The son of an artist and free-thinking public servant from Sydney, George Gittoes has been going in his own creation direction his entire life.
Now 70 years old, Gittoes continues to document the conflicts of mankind at the hottest touchpoints. After several appearances in Newcastle this month, starting with the launch of a multimedia retrospective, George Gittoes: on being there, at Newcastle Art Gallery, this Saturday, February 8, he will be heading for Baghdad, Iraq, a city still in conflict decades after the US military invasion and fall of Suddam Hussein.
His Newcastle show, which was curated by Dr Rod Pattenden, of the Adamstown Uniting Church, features a collection of significant artworks, photos and films ranging from 1970, when Gittoes was instrumental in creating the Yellow House art collective in Kings Cross, to the current period, which features artworks made during and after the filming of his documentary, White Light, which addresses the causes and affects of gun violence in the south side of Chicago.

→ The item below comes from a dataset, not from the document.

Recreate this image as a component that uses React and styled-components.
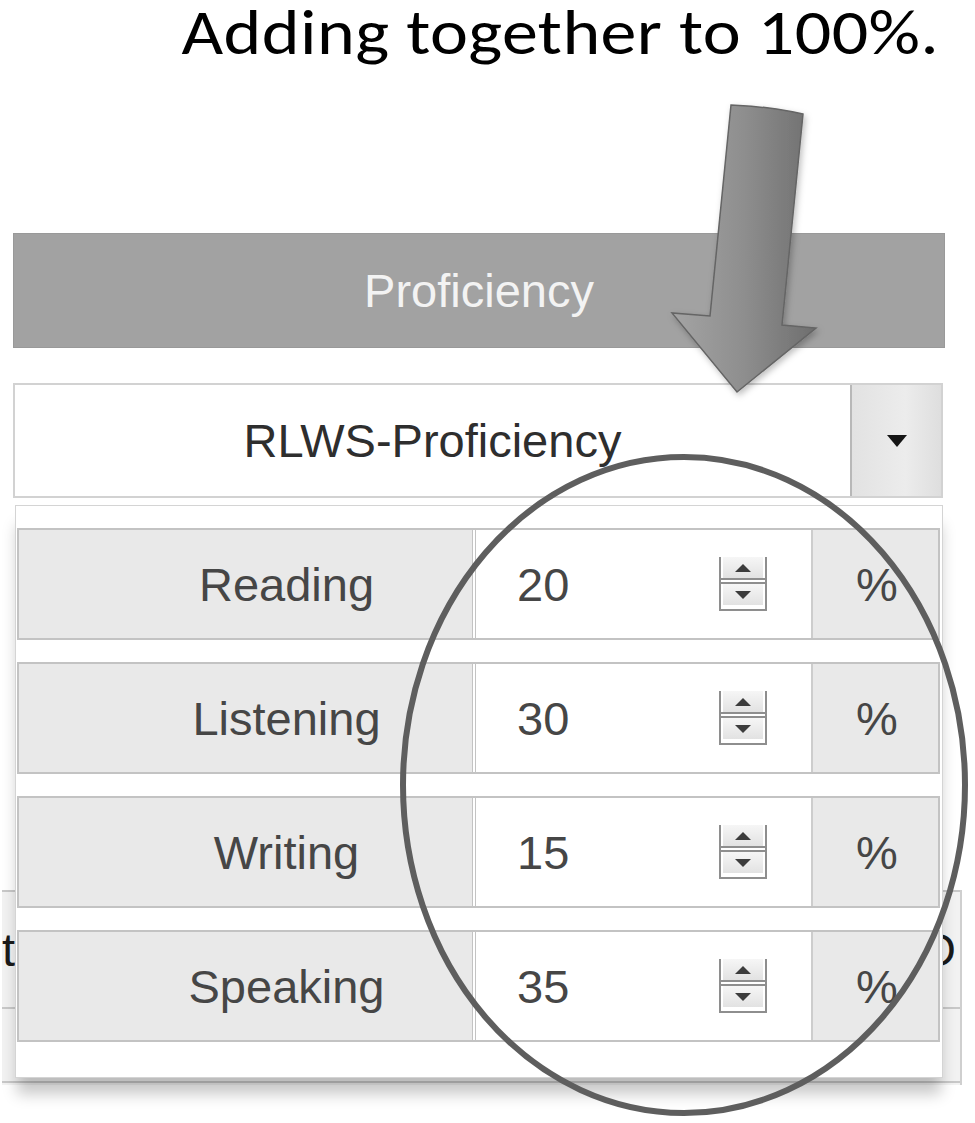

The documentary, White Light, also features Gittoes' partner, Hellen Rose, as musical director. She was responsible for the film's fascinating soundtrack of music made by south side Chicago performers and recorded in south Chicago music studios.
The couple and their film crew rented two apartments on the corner of East 67th and Rhodes streets in Englewood, in the heart of south Chicago, where they lived and recorded the film over 12 months in 2018. There were about 560 homicides in Chicago in 2018.
"I am a history artist and a filmmaker," Gittoes says during a phone interview on Monday. "My art is what's going on in the world."
Hellen Rose, who will perform on Saturday at 2pm at the art show opening event, Tales from the Yellow House Jalalabad, says, "We are using this film as a platform for change. We are hoping this film will be a way toward conciliation and truce.
As Rose says, "This is what George does very well, he connects with people."
Further proof comes from his Yellow House in Jalalabad project, which he created in 2011 as a outlet for teaching locals artistic craft in Jalalabad in eastern Afghanistan. He and Rose have been instrumental in the development of a local Afghani film industry.
Gittoes quest to put the big questions of life in front of an audience has taken him to conflict zones including Cambodia, Rwanda, western Sahara, Iraq, Palestine and South Africa.
His select works in Newcastle came from his Heavy Industries series. He was artist-in-residence at BHP's Whyalla, Port Kembla and Newcastle steelworks, Broken Hill mines and Bass Strait oil rigs during 1988 to 1990.
Newcastle Art Gallery has six of Gittoes works from Heavy Industry Series, three of which will be on exhibit in this show.
"On being there is a unique opportunity to view and understand the artistic career and motivation of Gittoes to produce art that not only matters, but also provides the antithesis to the effects of extreme conflict - hope," Newcastle Art Gallery director Lauretta Morton says.
The show includes several contemporary works by Gittoes, plus works from the early 1970s, drawings, photos and the films White Light and Love City Jalalabad.